De cette alliance, il est attendu que le Tchad sécurise davantage les alentours du lac Tchad, du moins la partie qu’il lui revient de contrôler. Si les soldats tchadiens se battront chez eux, le Cameroun a admis le principe d’une intervention de l’aviation tchadienne le cas échéant. Celle-ci est réputée bien fournie en aéronefs et en pilotes de chasse. « Il n’est pas exclu que des avions tchadiens viennent à notre soutien pour des opérations spécifiques », précise un officier camerounais.

Financements
L’une des questions qui se posent à tout appui logistique et humain est bien celle de la facture à payer. Il est peu probable que le Tchad supporte quelques frais que ce soit s’il doit envoyer de l’aide au Cameroun. Le pays d’Idriss Déby Itno n’en a pas ncore fini avec ses soucis budgétaires, lui qui doit en même temps veiller sur ses frontières avec la République centrafricaine et celles avec le Soudan où des groupes rebelles continuent de mettre la pression sur le régime de N’Djamena. La note de la guerre risque donc de s’alourdir pour le Cameroun qui, chaque jour, doit débourser 50 millions F.Cfa pour la nutrition des troupes.
Une fois négociés les enjeux de souveraineté nationale, l’aide tchadienne ne saurait être malvenue, surtout que l’engagement a été fait officiellement et en toute solennité, communiqué à l’appui. « Le gouvernement tchadien exprime sa solidarité avec le Cameroun et est disposé à lui apporter un soutien actif dans la riposte courageuse et déterminée de ses forces armées aux actes criminels et terroristes de Boko Haram », a déclaré le porte-parole du gouvernement tchadien, Hassan Sylla.

Riposte tchadienne
Cette proposition sonne comme une réponse à l’appel lancé par le président du Cameroun le 8 janvier lorsqu’il recevait les vœux de nouvel an du corps diplomatique accrédité à Yaoundé. Paul Biya appelait à une mobilisation des pays voisins, de la communauté africaine et de la communauté internationale pour combattre Boko Haram. Quelques jours plus tôt, une vidéo avait été publiée sur Internet, vidéo dans laquelle le chef de la secte terroriste, Aboubacar Shekau, menace le Cameroun et son président. A la suite de quoi, Boko Haram a attaqué une position de l’armée camerounaise
dans la ville de Kolofata. Ce 12 janvier, c’était le symbole même d’une guerre d’usure, puisque c’est ici que le 27 juillet 2013, les assaillants avaient tué et enlevé des otages, dont l’épouse du vice-Premier ministre, Amadou Ali, et le lamido local.

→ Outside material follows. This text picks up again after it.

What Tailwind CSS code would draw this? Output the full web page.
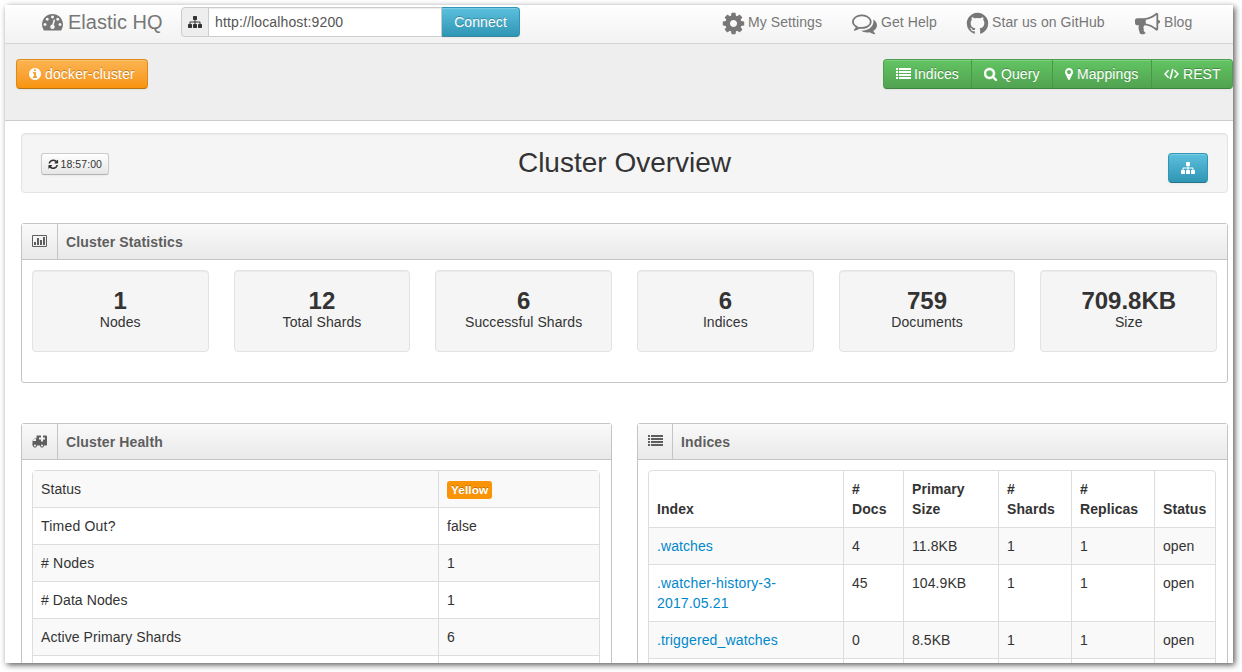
<!DOCTYPE html>
<html lang="en">
<head>
<meta charset="utf-8">
<title>Elastic HQ</title>
<script src="https://cdn.jsdelivr.net/npm/@tailwindcss/browser@4"></script>
</head>
<body class="h-[672px] overflow-hidden bg-white pt-[5px] pl-[5px] font-['Liberation_Sans',Arial,sans-serif] text-sm leading-5 tracking-[0.08px] text-[#333]">
<svg class="hidden" xmlns="http://www.w3.org/2000/svg">
  <symbol id="sitemap" viewBox="0 0 1792 1792"><path d="M1792 1248v320q0 40-28 68t-68 28h-320q-40 0-68-28t-28-68v-320q0-40 28-68t68-28h96v-192h-512v192h96q40 0 68 28t28 68v320q0 40-28 68t-68 28h-320q-40 0-68-28t-28-68v-320q0-40 28-68t68-28h96v-192h-512v192h96q40 0 68 28t28 68v320q0 40-28 68t-68 28h-320q-40 0-68-28t-28-68v-320q0-40 28-68t68-28h96v-192q0-52 38-90t90-38h512v-192h-96q-40 0-68-28t-28-68v-320q0-40 28-68t68-28h320q40 0 68 28t28 68v320q0 40-28 68t-68 28h-96v192h512q52 0 90 38t38 90v192h96q40 0 68 28t28 68z"/></symbol>
  <symbol id="list" viewBox="0 0 15 12"><path d="M0 0h2v2H0zM3 0h12v2H3zM0 3h2v2H0zM3 3h12v2H3zM0 6h2v2H0zM3 6h12v2H3zM0 9h2v2H0zM3 9h12v2H3z"/></symbol>
</svg>
<div class="h-[658px] w-[1228px] overflow-hidden bg-white shadow-[2px_2px_6px_rgba(0,0,0,0.65)]">
  <nav class="flex h-[39px] items-start border-b border-[#d4d4d4] bg-linear-to-b from-white to-[#f2f2f2] text-[#777]">
    <div class="flex w-[176px] pl-[37px] pt-[7px] text-xl tracking-normal">
      <svg class="mr-[5px] -mt-px size-[21px]" viewBox="0 0 1792 1792" fill="currentColor"><path d="M384 1152q0-53-37.500-90.500t-90.500-37.500-90.500 37.500-37.500 90.500 37.500 90.500 90.500 37.500 90.500-37.500 37.500-90.500zm192-448q0-53-37.500-90.500t-90.500-37.500-90.500 37.500-37.500 90.500 37.500 90.500 90.500 37.500 90.500-37.500 37.500-90.500zm428 481l101-382q6-26-7.500-48.500t-38.500-29.500-48 6.500-30 39.500l-101 382q-60 5-107 43.500t-63 98.500q-20 77 20 146t117 89 146-20 89-117q16-60-6-117t-72-91zm660-33q0-53-37.500-90.500t-90.500-37.500-90.500 37.500-37.500 90.500 37.500 90.500 90.500 37.500 90.500-37.500 37.500-90.500zm-640-640q0-53-37.500-90.500t-90.500-37.500-90.500 37.500-37.500 90.500 37.500 90.500 90.500 37.500 90.500-37.500 37.500-90.500zm448 192q0-53-37.500-90.500t-90.500-37.500-90.500 37.500-37.500 90.500 37.500 90.500 90.500 37.500 90.500-37.500 37.500-90.500zm320 448q0 261-141 483-19 29-54 29h-1402q-35 0-54-29-141-221-141-483 0-182 71-348t191-286 286-191 348-71 348 71 286 191 191 286 71 348z"/></svg>
      <span class="leading-5">Elastic HQ</span>
    </div>
    <div class="mt-[2px] flex h-[30px]">
      <div class="flex w-7 items-center justify-center rounded-l border border-[#ccc] bg-[#eee] text-[#333]"><svg class="size-[14px]" fill="currentColor"><use href="#sitemap"/></svg></div>
      <div class="-ml-px w-[234px] border border-[#ccc] bg-white py-1 pl-[6px] tracking-[0.14px] text-[#555] shadow-[inset_0_1px_1px_rgba(0,0,0,0.075)]">http://localhost:9200</div>
      <div class="w-[78px] rounded-r border border-l-0 border-[#2f96b4] border-b-[#1f6377]/60 bg-linear-to-b from-[#5bc0de] to-[#2f96b4] py-1 text-center text-white shadow-[inset_0_1px_0_rgba(255,255,255,0.2),0_1px_2px_rgba(0,0,0,0.05)] text-shadow-[0_-1px_0_rgba(0,0,0,0.25)]">Connect</div>
    </div>
    <div class="ml-[201px] flex pt-[7px]">
      <a class="flex w-[131px]"><svg class="mr-[2px] mt-[-1px] h-[25px] w-[25px]" viewBox="0 0 1792 1792" fill="currentColor"><path d="M1152 896q0-106-75-181t-181-75-181 75-75 181 75 181 181 75 181-75 75-181zm512-109v222q0 12-8 23t-20 13l-185 28q-19 54-39 91 35 50 107 138 10 12 10 25t-9 23q-27 37-99 108t-94 71q-12 0-26-9l-138-108q-44 23-91 38-16 136-29 186-7 28-36 28h-222q-14 0-24.500-8.500t-11.500-21.500l-28-184q-49-16-90-37l-141 107q-10 9-25 9-14 0-25-11-126-114-165-168-7-10-7-23 0-12 8-23 15-21 51-66.500t54-70.500q-27-50-41-99l-183-27q-13-2-21-12.500t-8-23.500v-222q0-12 8-23t19-13l186-28q14-46 39-92-40-57-107-138-10-12-10-24 0-10 9-23 26-36 98.500-107.500t94.500-71.500q13 0 26 10l138 107q44-23 91-38 16-136 29-186 7-28 36-28h222q14 0 24.500 8.500t11.500 21.500l28 184q49 16 90 37l142-107q9-9 24-9 13 0 25 10 129 119 165 170 7 8 7 22 0 12-8 23-15 21-51 66.500t-54 70.500q26 50 41 98l183 28q13 2 21 12.500t8 23.500z"/></svg>My Settings</a>
      <a class="flex w-[113px]"><svg class="mr-[4px] mt-[-1px] size-[25px]" viewBox="0 0 1792 1792" fill="currentColor"><path d="M704 384q-153 0-286 52t-211.500 141-78.500 191q0 82 53 158t149 132l97 56-35 84q34-20 62-39l44-31 53 10q78 14 153 14 153 0 286-52t211.500-141 78.500-191-78.500-191-211.500-141-286-52zm0-128q191 0 353.500 68.500t256.500 186.500 94 257-94 257-256.500 186.500-353.500 68.500q-86 0-176-16-124 88-278 128-36 9-86 16h-3q-11 0-20.500-8t-11.500-21q-1-3-1-6.500t.5-6.500 2-6l2.500-5 3.500-5.500 4-5 4.500-5 4-4.500q5-6 23-25t26-29.500 22.500-29 25-38.500 20.500-44q-124-72-195-177t-71-224q0-139 94-257t256.500-186.500 353.500-68.500zm822 1169q10 24 20.500 44t25 38.500 22.500 29 26 29.500 23 25q1 1 4 4.500t4.500 5 4 5 3.500 5.500l2.500 5 2 6 .5 6.500-1 6.500q-3 14-13 22t-22 7q-50-7-86-16-154-40-278-128-90 16-176 16-271 0-472-132 58 4 88 4 161 0 309-45t264-129q125-92 192-212t67-254q0-77-23-152 129 71 204 178t75 230q0 120-71 224.500t-195 176.500z"/></svg>Get Help</a>
      <a class="flex w-[170px]"><svg class="mr-[2px] mt-[-1px] size-[25px]" viewBox="0 0 1792 1792" fill="currentColor"><path d="M896 128q209 0 385.500 103t279.500 279.500 103 385.500q0 251-146.500 451.500t-378.500 277.500q-27 5-40-7t-13-30q0-3 .5-76.500t.5-134.500q0-97-52-142 57-6 102.500-18t94-39 81-66.500 53-105 20.500-150.500q0-119-79-206 37-91-8-204-28-9-81 11t-92 44l-38 24q-93-26-192-26t-192 26q-16-11-42.500-27t-83.500-38.500-85-13.500q-45 113-8 204-79 87-79 206 0 85 20.500 150t52.500 105 80.500 67 94 39 102.500 18q-39 36-49 103-21 10-45 15t-57 5-65.500-21.500-55.500-62.500q-19-32-48.500-52t-49.500-24l-20-3q-21 0-29 4.500t-5 11.500 9 14 13 12l7 5q22 10 43.500 38t31.500 51l10 23q13 38 44 61.500t67 30 69.500 7 55.500-3.500l23-4q0 38 .5 88.500t.5 54.500q0 18-13 30t-40 7q-232-77-378.500-277.500t-146.500-451.500q0-209 103-385.500t279.500-279.500 385.500-103z"/></svg>Star us on GitHub</a>
      <a class="flex"><svg class="mr-[4px] mt-[-1px] size-[25px]" viewBox="0 0 1792 1792" fill="currentColor"><path d="M1664 640q53 0 90.500 37.500t37.500 90.500-37.500 90.500-90.500 37.500v384q0 52-38 90t-90 38q-417-347-812-380-58 19-91 66t-31 100.500 40 92.500q-20 33-23 65.500t6 58 33.500 55 48 50 61.500 50.500q-29 58-111.500 83t-168.500 11.500-132-55.500q-7-23-29.500-87.500t-32-94.500-23-89-15-101 3.500-98.500 22-110.500h-122q-66 0-113-47t-47-113v-192q0-66 47-113t113-47h480q435 0 896-384 52 0 90 38t38 90v384zm-128 604v-954q-394 302-768 343v270q377 42 768 341z"/></svg>Blog</a>
    </div>
  </nav>

  <div class="flex h-[77px] items-start justify-between border-b border-[#ccc] bg-[#eee] pl-[11px] pt-[15px] text-white text-shadow-[0_-1px_0_rgba(0,0,0,0.25)]">
    <div class="flex h-[30px] w-[132px] items-center rounded border border-[#de8a14] border-b-[#b5740f] bg-linear-to-b from-[#fbb450] to-[#f89406] pl-[11px] tracking-[0.14px] shadow-[inset_0_1px_0_rgba(255,255,255,0.2),0_1px_2px_rgba(0,0,0,0.05)]">
      <svg class="mr-[3px] size-[14px]" viewBox="0 0 1792 1792" fill="currentColor"><path d="M1152 1376v-160q0-14-9-23t-23-9h-96v-512q0-14-9-23t-23-9h-320q-14 0-23 9t-9 23v160q0 14 9 23t23 9h96v320h-96q-14 0-23 9t-9 23v160q0 14 9 23t23 9h448q14 0 23-9t9-23zm-128-896v-160q0-14-9-23t-23-9h-192q-14 0-23 9t-9 23v160q0 14 9 23t23 9h192q14 0 23-9t9-23zm640 416q0 209-103 385.500t-279.500 279.500-385.500 103-385.500-103-279.500-279.500-103-385.500 103-385.500 279.500-279.500 385.500-103 385.500 103 279.500 279.500 103 385.500z"/></svg>docker-cluster
    </div>
    <div class="flex h-[30px] w-[350px] rounded border border-[#4c9f4c] border-b-[#3d853d] bg-linear-to-b from-[#62c462] to-[#51a351] shadow-[inset_0_1px_0_rgba(255,255,255,0.2),0_1px_2px_rgba(0,0,0,0.05)]">
      <div class="flex w-[88px] items-center border-r border-[#4a974a] pl-3"><svg class="mr-[3px] h-[12px] w-[15px]" fill="currentColor"><use href="#list"/></svg>Indices</div>
      <div class="flex w-[81px] items-center border-r border-[#4a974a] pl-3"><svg class="mr-[3px] size-[14px]" viewBox="64 0 1792 1792" fill="currentColor"><path d="M1216 832q0-185-131.500-316.500t-316.500-131.500-316.500 131.500-131.500 316.500 131.500 316.500 316.500 131.500 316.500-131.500 131.500-316.500zm512 832q0 52-38 90t-90 38q-54 0-90-38l-343-342q-179 124-399 124-143 0-273.500-55.500t-225-150-150-225-55.500-273.500 55.500-273.500 150-225 225-150 273.500-55.500 273.500 55.500 225 150 150 225 55.500 273.500q0 220-124 399l343 343q37 37 37 90z" stroke="currentColor" stroke-width="60"/></svg>Query</div>
      <div class="flex w-[99px] items-center border-r border-[#4a974a] pl-3"><svg class="mr-[4px] h-[14px] w-[8px]" viewBox="384 0 1024 1792" fill="currentColor"><path d="M1152 640q0-106-75-181t-181-75-181 75-75 181 75 181 181 75 181-75 75-181zm256 0q0 109-33 179l-364 774q-16 33-47.500 52t-67.500 19-67.500-19-46.500-52l-365-774q-33-70-33-179 0-212 150-362t362-150 362 150 150 362z"/></svg>Mappings</div>
      <div class="flex items-center pl-3"><svg class="mr-[4px] h-[12px] w-[15px]" viewBox="0 0 15 12" fill="none" stroke="currentColor" stroke-width="1.6"><path d="M4.600 2.300L1 6l3.600 3.700M10.400 2.300L14 6l-3.600 3.700M8.800 1L6.200 11"/></svg>REST</div>
    </div>
  </div>

  <main class="pl-4 pr-[5px] pt-[12px]">
    <header class="flex h-[60px] items-start justify-between rounded border border-[#e3e3e3] bg-[#f5f5f5] px-[19px] pt-[19px] shadow-[inset_0_1px_1px_rgba(0,0,0,0.05)]">
      <div class="flex h-[22px] w-[68px] items-center rounded-[3px] border border-[#ccc] border-b-[#b3b3b3] bg-linear-to-b from-white to-[#e6e6e6] pl-[6px] text-[10.5px] shadow-[0_1px_2px_rgba(0,0,0,0.05)]"><svg class="mr-[2px] size-[10.5px]" viewBox="64 64 1664 1664" fill="currentColor"><path d="M1639 1056q0 5-1 7-64 268-268 434.500t-478 166.500q-146 0-282.500-55t-243.500-157l-129 129q-19 19-45 19t-45-19-19-45v-448q0-26 19-45t45-19h448q26 0 45 19t19 45-19 45l-137 137q71 66 161 102t187 36q134 0 250-65t186-179q11-17 53-117 8-23 30-23h192q13 0 22.500 9.500t9.500 22.500zm25-800v448q0 26-19 45t-45 19h-448q-26 0-45-19t-19-45 19-45l138-138q-148-137-349-137-134 0-250 65t-186 179q-11 17-53 117-8 23-30 23h-199q-13 0-22.500-9.500t-9.500-22.500v-7q65-268 270-434.500t480-166.500q146 0 284 55.500t245 156.500l130-129q19-19 45-19t45 19 19 45z"/></svg>18:57:00</div>
      <h1 class="-mt-[5px] ml-[-28px] text-[28px] leading-[30px] tracking-normal">Cluster Overview</h1>
      <div class="flex h-[30px] w-10 items-center justify-center rounded border border-[#2f96b4] border-b-[#24748c] bg-linear-to-b from-[#5bc0de] to-[#2f96b4] text-white shadow-[inset_0_1px_0_rgba(255,255,255,0.2),0_1px_2px_rgba(0,0,0,0.05)]"><svg class="size-[14px]" fill="currentColor"><use href="#sitemap"/></svg></div>
    </header>

    <section class="mt-[30px] h-[160px] rounded-[3px] border border-[#c4c4c4]">
      <div class="flex h-9 border-b border-[#c4c4c4] bg-linear-to-b from-[#fafafa] to-[#e9e9e9] text-[#5e5e5e]">
        <div class="w-9 border-r border-[#c4c4c4] pl-[10px] pt-[11px]"><svg class="h-[12px] w-[15px]" viewBox="0 0 15 12" fill="currentColor"><path fill-rule="evenodd" d="M1 0h13q1 0 1 1v10q0 1-1 1H1q-1 0-1-1V1q0-1 1-1zM1 1v10h13V1z"/><path d="M2 7h2v3H2zM5 3h2v7H5zM8 5h2v5H8zM11 2h2v8h-2z"/></svg></div>
        <h2 class="pl-2 pt-[8px] font-bold tracking-[0.14px]">Cluster Statistics</h2>
      </div>
      <div class="grid grid-cols-6 gap-x-[25.200px] px-[10px] pt-[10px] text-center">
        <div class="h-[82px] rounded border border-[#e3e3e3] bg-[#f5f5f5] pt-[20px] shadow-[inset_0_1px_1px_rgba(0,0,0,0.05)]"><b class="mb-px block text-2xl leading-5 tracking-normal">1</b>Nodes</div>
        <div class="h-[82px] rounded border border-[#e3e3e3] bg-[#f5f5f5] pt-[20px] shadow-[inset_0_1px_1px_rgba(0,0,0,0.05)]"><b class="mb-px block text-2xl leading-5 tracking-normal">12</b>Total Shards</div>
        <div class="h-[82px] rounded border border-[#e3e3e3] bg-[#f5f5f5] pt-[20px] shadow-[inset_0_1px_1px_rgba(0,0,0,0.05)]"><b class="mb-px block text-2xl leading-5 tracking-normal">6</b>Successful Shards</div>
        <div class="h-[82px] rounded border border-[#e3e3e3] bg-[#f5f5f5] pt-[20px] shadow-[inset_0_1px_1px_rgba(0,0,0,0.05)]"><b class="mb-px block text-2xl leading-5 tracking-normal">6</b>Indices</div>
        <div class="h-[82px] rounded border border-[#e3e3e3] bg-[#f5f5f5] pt-[20px] shadow-[inset_0_1px_1px_rgba(0,0,0,0.05)]"><b class="mb-px block text-2xl leading-5 tracking-normal">759</b>Documents</div>
        <div class="h-[82px] rounded border border-[#e3e3e3] bg-[#f5f5f5] pt-[20px] shadow-[inset_0_1px_1px_rgba(0,0,0,0.05)]"><b class="mb-px block text-2xl leading-5 tracking-normal">709.8KB</b>Size</div>
      </div>
    </section>

    <div class="mt-10 flex justify-between">
      <section class="h-[300px] w-[591px] rounded-[3px] border border-[#c4c4c4]">
        <div class="flex h-9 border-b border-[#c4c4c4] bg-linear-to-b from-[#fafafa] to-[#e9e9e9] text-[#5e5e5e]">
          <div class="w-9 border-r border-[#c4c4c4] pl-[10px] pt-[11px]"><svg class="h-[12.5px] w-[15px]" viewBox="64 128 1920 1600" fill="currentColor"><path d="M576 1472q0-52-38-90t-90-38-90 38-38 90 38 90 90 38 90-38 38-90zm-384-576h384v-256h-158q-14 2-22 9l-195 195q-7 12-9 22v30zm1280 576q0-52-38-90t-90-38-90 38-38 90 38 90 90 38 90-38 38-90zm256-800v-192q0-14-9-23t-23-9h-224v-224q0-14-9-23t-23-9h-192q-14 0-23 9t-9 23v224h-224q-14 0-23 9t-9 23v192q0 14 9 23t23 9h224v224q0 14 9 23t23 9h192q14 0 23-9t9-23v-224h224q14 0 23-9t9-23zm256-480v1216q0 26-19 45t-45 19h-320q0 106-75 181t-181 75-181-75-75-181h-384q0 106-75 181t-181 75-181-75-75-181h-64q-26 0-45-19t-19-45 19-45 45-19v-416q0-26 13-58t32-51l198-198q19-19 51-32t58-13h160v-320q0-26 19-45t45-19h1152q26 0 45 19t19 45z"/></svg></div>
          <h2 class="pl-2 pt-[8px] font-bold tracking-[0.14px]">Cluster Health</h2>
        </div>
        <div class="mx-[10px] mt-[10px] w-[568px] rounded border border-[#ddd]">
          <div class="grid grid-cols-[406px_1fr] divide-x divide-[#ddd] bg-[#f9f9f9]"><div class="p-2">Status</div><div class="flex items-center p-2"><span class="mt-[2px] flex h-[18px] items-center rounded-[3px] bg-[#f89406] px-1 text-[11.840px] font-bold text-white text-shadow-[0_-1px_0_rgba(0,0,0,0.25)]">Yellow</span></div></div>
          <div class="grid grid-cols-[406px_1fr] divide-x divide-[#ddd] border-t border-[#ddd]"><div class="p-2 tracking-[0.2px]">Timed Out?</div><div class="p-2">false</div></div>
          <div class="grid grid-cols-[406px_1fr] divide-x divide-[#ddd] border-t border-[#ddd] bg-[#f9f9f9]"><div class="p-2 tracking-[0.2px]"># Nodes</div><div class="p-2">1</div></div>
          <div class="grid grid-cols-[406px_1fr] divide-x divide-[#ddd] border-t border-[#ddd]"><div class="p-2"># Data Nodes</div><div class="p-2">1</div></div>
          <div class="grid grid-cols-[406px_1fr] divide-x divide-[#ddd] border-t border-[#ddd] bg-[#f9f9f9]"><div class="p-2">Active Primary Shards</div><div class="p-2">6</div></div>
          <div class="grid h-[37px] grid-cols-[406px_1fr] divide-x divide-[#ddd] border-t border-[#ddd]"><div></div><div></div></div>
        </div>
      </section>

      <section class="h-[300px] w-[591px] rounded-[3px] border border-[#c4c4c4]">
        <div class="flex h-9 border-b border-[#c4c4c4] bg-linear-to-b from-[#fafafa] to-[#e9e9e9] text-[#5e5e5e]">
          <div class="w-[35px] border-r border-[#c4c4c4] pl-[10px] pt-[11px]"><svg class="h-[12px] w-[15px]" fill="currentColor"><use href="#list"/></svg></div>
          <h2 class="pl-2 pt-[8px] font-bold tracking-[0.14px]">Indices</h2>
        </div>
        <div class="mx-[10px] mt-[10px] w-[568px] rounded border border-[#ddd]">
          <div class="grid grid-cols-[194px_60px_95px_73px_83px_1fr] font-bold *:border-l *:border-[#ddd] *:p-2 *:first:border-l-0"><div class="flex items-end">Index</div><div>#<br>Docs</div><div>Primary Size</div><div>#<br>Shards</div><div>#<br>Replicas</div><div class="flex items-end">Status</div></div>
          <div class="grid grid-cols-[194px_60px_95px_73px_83px_1fr] border-t border-[#ddd] bg-[#f9f9f9] *:border-l *:border-[#ddd] *:p-2 *:first:border-l-0"><div class="text-[#0088cc]">.watches</div><div>4</div><div>11.8KB</div><div>1</div><div>1</div><div>open</div></div>
          <div class="grid grid-cols-[194px_60px_95px_73px_83px_1fr] border-t border-[#ddd] *:border-l *:border-[#ddd] *:p-2 *:first:border-l-0"><div class="tracking-[0.16px] text-[#0088cc]">.watcher-history-3-<br>2017.05.21</div><div>45</div><div>104.9KB</div><div>1</div><div>1</div><div>open</div></div>
          <div class="grid grid-cols-[194px_60px_95px_73px_83px_1fr] border-t border-[#ddd] bg-[#f9f9f9] *:border-l *:border-[#ddd] *:p-2 *:first:border-l-0"><div class="tracking-[0.14px] text-[#0088cc]">.triggered_watches</div><div>0</div><div>8.5KB</div><div>1</div><div>1</div><div>open</div></div>
          <div class="grid h-[37px] grid-cols-[194px_60px_95px_73px_83px_1fr] border-t border-[#ddd] *:border-l *:border-[#ddd] *:first:border-l-0"><div></div><div></div><div></div><div></div><div></div><div></div></div>
        </div>
      </section>
    </div>
  </main>
</div>
</body>
</html>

La proposition tchadienne arrive aussi alors que ce pays voisin est plus que jamais exposé aux attaques de Boko Haram.
En effet, les terroristes sont carrément aux portes du Tchad et du Cameroun depuis qu’ils ont pris le contrôle de la localité nigériane de Baga. C’était le 3 janvier et ils avaient délogé une base militaire multinationale qui devait accueillir une force fournie par le Nigéria, le Cameroun, le Tchad et le Niger. Au lendemain de ce coup de force, le Tchad a renforcé la surveillance de ses frontières.
La proposition d’aide d’Idriss Deby au Cameroun traduit bien sa volonté de protéger son territoire. « Face à cette situation qui menace dangereusement la sécurité et la stabilité du Tchad et porte atteinte à ses intérêts vitaux, le gouvernement tchadien ne saurait rester les bras croisés », lit-on dans le communiqué de la présidence. Et le texte se poursuit par cette autre déclaration : « Le Tchad appelle, en outre, tous les Etats de la sous-région – en particulier les Etats membres de la CEEAC (Communauté économique des Etats de l’Afrique centrale) – à soutenir les Camerounais en vue de faire échec aux incursions déstabilisantes de cette secte ». Peut être la guerre va-t-elle cesser d’être celle du Cameroun, seul
contre Boko Haram. En tout cas, la proposition d’aide du Tchad reste à se matérialiser.
Pour l’instant, il ne s’agit, ni plus ni moins, qu’une proposition d’aide. Les déclarations de bonnes intentions, il y en a déjà eu depuis le début de cette guerre qui se veut longue.